Thursday, 23 September 2010

Nothing Is Something Worth Doing



If a person can be in love with a song,
then I'm in love with this one right now.
I hear it in my head all the time.
It feels like electricity is running through my body
& I can't stop smiling.



Wednesday, 22 September 2010

Pins & Needles

FINALLY!
I've got The Birthday Massacre's new album Pins and Needles.
And I love it. LOVE it.

I'll probably be lost in this album for a while now.



Align Centre

Hang With Me



Will you tell me once again
How we're gonna be just friends?
If you're for real and not pretend
Then I guess you can hang with me

When my patience wearing thin
When I'm ready to give in
Will you pick me up again?
Then I guess you can hang with me

And if you do me right
I'm gonna do right by you
And if you keep it tight
I'm gonna confide in you
I know what's on your mind
There will be time for that too
If you hang with me

Just don't fall
Recklessly, headlessly in love with me
Cause it's gonna be
All heartbreak
Blissfully painful and insanity
If we agree
Oh, you can hang with me

When you see me drift astray
Outta touch and outta place
Will you tell me to my face?
Then I guess you can hang with me

And if you do me right
I'm gonna do right by you
And if you keep it tight
I'm gonna confide in you
I know what's on your mind
There will be time for that too
If you hang with me

Just don't fall
Recklessly, headlessly in love with me
Cause it's gonna be
All heartbreak
Blissfully painful and insanity
If we agree
Oh, you can hang with me

Saturday, 11 September 2010

Love is Weird

So, this love thing.
What about it?

People often ask me why I don't have a partner.
I often answer that I choose not to have one.
When people ask me that I feel like a freak.
Like.. it's so goddamn easy for people to fall and be in love. But not for me.
And like the fucking purpose of life is to have a partner. Bullshit!
I'd rather be alone/sex-crazed whore my whole life than being with someone just
for the sake of it. I get anxiety just thinking about it, the walls close in on me.
I don't understand people who stay in relationships with someone they're not in love with,
or even miserable with - just because it's 'comfortble'.
And another thing, these fucking rules we make up, like we own eachother?
'You can't do this and that'. 'You can't look at another man 'cause then you don't love me'.
BULLSHIT.

I seemingly can't be in love unless it's destructive in some way.
Does this mean that I don't like myself?
Does it mean that I'm a sadistic freak?
Does it mean that I'm afraid of letting anyone in?
Is it because of my growing-up-experienses?
Or is it simply because I am too passionate, too complicated, too sensitive?
Or maybe it doesn't mean anything. Maybe this is just the way the cookie crumbles.

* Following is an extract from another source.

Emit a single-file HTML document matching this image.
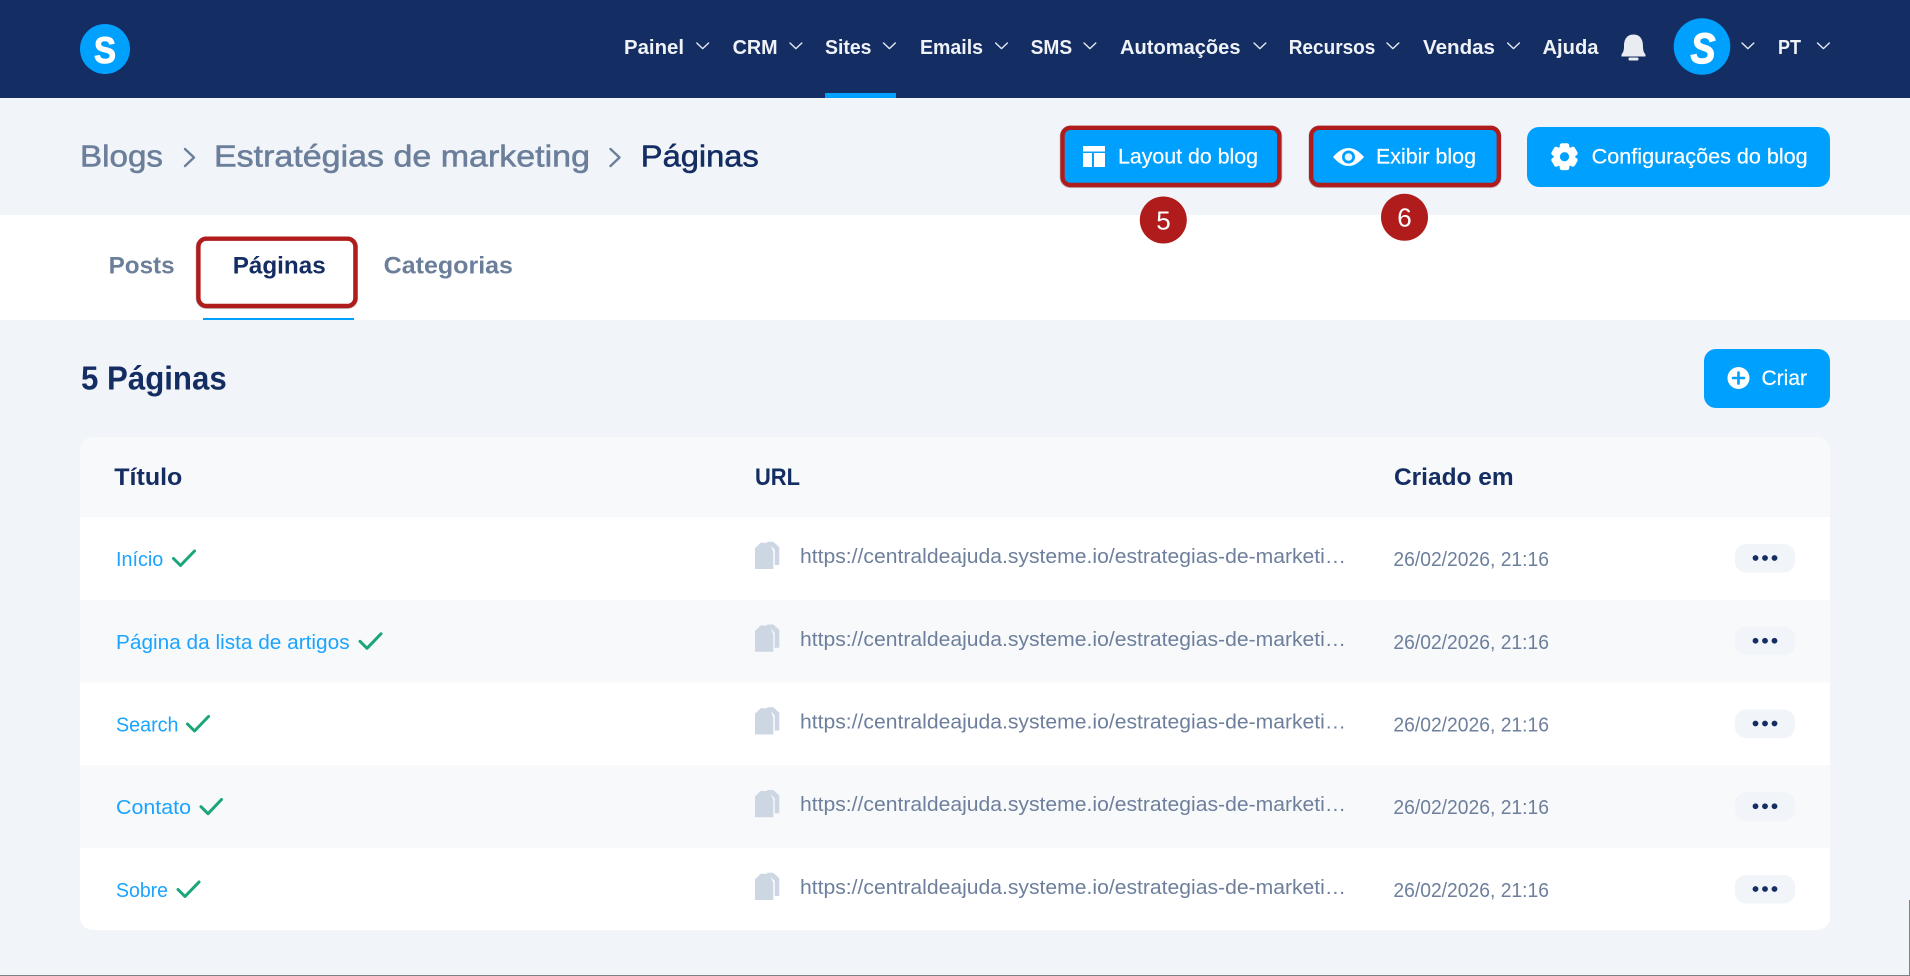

Or is it that when we fall in love, we're just falling in love with ourselves?
Do I only fall in love with emotionally fucktards because I am one myself,
and that's why it always ends up being a mess?
I sometimes wonder just how many hearts I've broken. It's not a pleasant thought.
Maybe it's karma coming my way?

I have what they call 'relationship-phobia'.
For a girl like me it's easier to obsess over someone who is unavailable.
Any man who feels available is someone to run away from, or push away.
This is one of the effects of emotional incest.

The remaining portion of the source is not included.